----- INFORMATION SHOWN -----
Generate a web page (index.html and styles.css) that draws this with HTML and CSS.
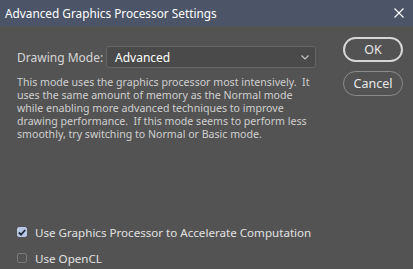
FILE: index.html
```html
<!DOCTYPE html>
<html>
<head>
<meta charset="utf-8">
<link rel="stylesheet" href="styles.css">
</head>
<body>
<div class="dialog">
  <div class="titlebar">
    <span class="title">Advanced Graphics Processor Settings</span>
    <svg class="close" width="10" height="10" viewBox="0 0 10 10"><path d="M0.5 0.5 L9.5 9.5 M9.5 0.5 L0.5 9.5" stroke="#ffffff" stroke-width="1.1" fill="none"/></svg>
  </div>
  <div class="content">
    <div class="main">
      <div class="moderow">
        <span class="label">Drawing Mode:</span>
        <div class="select">
          <span>Advanced</span>
          <svg class="chev" width="8" height="5" viewBox="0 0 8 5"><path d="M0.5 0.5 L4 4 L7.5 0.5" stroke="#c8c8c8" stroke-width="1.1" fill="none"/></svg>
        </div>
      </div>
      <p class="desc">This mode uses the graphics processor most intensively.&nbsp; It<br>uses the same amount of memory as the Normal mode<br>while enabling more advanced techniques to improve<br>drawing performance.&nbsp; If this mode seems to perform less<br>smoothly, try switching to Normal or Basic mode.</p>
    </div>
    <div class="buttons">
      <div class="btn primary">OK</div>
      <div class="btn">Cancel</div>
    </div>
  </div>
  <div class="checks">
    <div class="check"><span class="box on"><svg width="8" height="7" viewBox="0 0 8 7"><path d="M0.8 3.5 L3 5.7 L7.2 1" stroke="#1e2a3c" stroke-width="1.8" fill="none"/></svg></span><span>Use Graphics Processor to Accelerate Computation</span></div>
    <div class="check"><span class="box"></span><span>Use OpenCL</span></div>
  </div>
</div>
</body>
</html>
```
FILE: styles.css
```css
html, body {
  margin: 0;
  padding: 0;
  background: #535353;
}
.dialog {
  width: 413px;
  height: 269px;
  background: #535353;
  font-family: "Noto Sans", "Open Sans", sans-serif;
  color: #dcdcdc;
  display: flex;
  flex-direction: column;
}
.titlebar {
  height: 26px;
  background: #4b5567;
  display: flex;
  align-items: center;
  justify-content: space-between;
  padding: 0 9px 0 5px;
  box-sizing: border-box;
}
.title {
  color: #ffffff;
  font-size: 11.8px;
}
.close {
  display: block;
}
.content {
  display: flex;
  padding: 11px 10px 0 17px;
}
.main {
  width: 310px;
}
.moderow {
  display: flex;
  align-items: center;
  margin-top: 9px;
}
.label {
  font-size: 12px;
  color: #d6d6d6;
  width: 89px;
}
.select {
  width: 210px;
  height: 22px;
  box-sizing: border-box;
  border: 1px solid #666666;
  border-radius: 3px;
  background: #4a4a4a;
  display: flex;
  align-items: center;
  justify-content: space-between;
  padding: 0 6px 0 8px;
  font-size: 12px;
  color: #ffffff;
}
.chev {
  display: block;
  margin-top: 1px;
}
.desc {
  margin: 8px 0 0 0;
  font-size: 10.6px;
  line-height: 13px;
  color: #d0d0d0;
  white-space: nowrap;
}
.buttons {
  margin-left: auto;
  display: flex;
  flex-direction: column;
  gap: 9px;
}
.btn {
  width: 60px;
  height: 25px;
  box-sizing: border-box;
  border: 1px solid #8c8c8c;
  border-radius: 13px;
  display: flex;
  align-items: center;
  justify-content: center;
  font-size: 12.5px;
  color: #e8e8e8;
}
.btn.primary {
  border: 2px solid #d6d6d6;
}
.checks {
  margin-top: auto;
  padding: 0 0 2px 17px;
  display: flex;
  flex-direction: column;
  gap: 8px;
}
.check {
  display: flex;
  align-items: center;
  font-size: 11.6px;
  color: #e2e2e2;
  height: 18px;
}
.box {
  width: 10px;
  height: 10px;
  box-sizing: border-box;
  border: 1px solid #7a7a7a;
  border-radius: 2px;
  margin-right: 8px;
  display: flex;
  align-items: center;
  justify-content: center;
}
.box.on {
  background: #b9c8e2;
  border-color: #b9c8e2;
}
```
-----
# WHAT IS ASKED
Quote the preceding listing precisely and completely, omitting its images.

# EXERCISE RESPONSE
Generate a web page (index.html and styles.css) that draws this with HTML and CSS.
FILE: index.html
```html
<!DOCTYPE html>
<html>
<head>
<meta charset="utf-8">
<link rel="stylesheet" href="styles.css">
</head>
<body>
<div class="dialog">
  <div class="titlebar">
    <span class="title">Advanced Graphics Processor Settings</span>
    <svg class="close" width="10" height="10" viewBox="0 0 10 10"><path d="M0.5 0.5 L9.5 9.5 M9.5 0.5 L0.5 9.5" stroke="#ffffff" stroke-width="1.1" fill="none"/></svg>
  </div>
  <div class="content">
    <div class="main">
      <div class="moderow">
        <span class="label">Drawing Mode:</span>
        <div class="select">
          <span>Advanced</span>
          <svg class="chev" width="8" height="5" viewBox="0 0 8 5"><path d="M0.5 0.5 L4 4 L7.5 0.5" stroke="#c8c8c8" stroke-width="1.1" fill="none"/></svg>
        </div>
      </div>
      <p class="desc">This mode uses the graphics processor most intensively.&nbsp; It<br>uses the same amount of memory as the Normal mode<br>while enabling more advanced techniques to improve<br>drawing performance.&nbsp; If this mode seems to perform less<br>smoothly, try switching to Normal or Basic mode.</p>
    </div>
    <div class="buttons">
      <div class="btn primary">OK</div>
      <div class="btn">Cancel</div>
    </div>
  </div>
  <div class="checks">
    <div class="check"><span class="box on"><svg width="8" height="7" viewBox="0 0 8 7"><path d="M0.8 3.5 L3 5.7 L7.2 1" stroke="#1e2a3c" stroke-width="1.8" fill="none"/></svg></span><span>Use Graphics Processor to Accelerate Computation</span></div>
    <div class="check"><span class="box"></span><span>Use OpenCL</span></div>
  </div>
</div>
</body>
</html>
```
FILE: styles.css
```css
html, body {
  margin: 0;
  padding: 0;
  background: #535353;
}
.dialog {
  width: 413px;
  height: 269px;
  background: #535353;
  font-family: "Noto Sans", "Open Sans", sans-serif;
  color: #dcdcdc;
  display: flex;
  flex-direction: column;
}
.titlebar {
  height: 26px;
  background: #4b5567;
  display: flex;
  align-items: center;
  justify-content: space-between;
  padding: 0 9px 0 5px;
  box-sizing: border-box;
}
.title {
  color: #ffffff;
  font-size: 11.8px;
}
.close {
  display: block;
}
.content {
  display: flex;
  padding: 11px 10px 0 17px;
}
.main {
  width: 310px;
}
.moderow {
  display: flex;
  align-items: center;
  margin-top: 9px;
}
.label {
  font-size: 12px;
  color: #d6d6d6;
  width: 89px;
}
.select {
  width: 210px;
  height: 22px;
  box-sizing: border-box;
  border: 1px solid #666666;
  border-radius: 3px;
  background: #4a4a4a;
  display: flex;
  align-items: center;
  justify-content: space-between;
  padding: 0 6px 0 8px;
  font-size: 12px;
  color: #ffffff;
}
.chev {
  display: block;
  margin-top: 1px;
}
.desc {
  margin: 8px 0 0 0;
  font-size: 10.6px;
  line-height: 13px;
  color: #d0d0d0;
  white-space: nowrap;
}
.buttons {
  margin-left: auto;
  display: flex;
  flex-direction: column;
  gap: 9px;
}
.btn {
  width: 60px;
  height: 25px;
  box-sizing: border-box;
  border: 1px solid #8c8c8c;
  border-radius: 13px;
  display: flex;
  align-items: center;
  justify-content: center;
  font-size: 12.5px;
  color: #e8e8e8;
}
.btn.primary {
  border: 2px solid #d6d6d6;
}
.checks {
  margin-top: auto;
  padding: 0 0 2px 17px;
  display: flex;
  flex-direction: column;
  gap: 8px;
}
.check {
  display: flex;
  align-items: center;
  font-size: 11.6px;
  color: #e2e2e2;
  height: 18px;
}
.box {
  width: 10px;
  height: 10px;
  box-sizing: border-box;
  border: 1px solid #7a7a7a;
  border-radius: 2px;
  margin-right: 8px;
  display: flex;
  align-items: center;
  justify-content: center;
}
.box.on {
  background: #b9c8e2;
  border-color: #b9c8e2;
}
```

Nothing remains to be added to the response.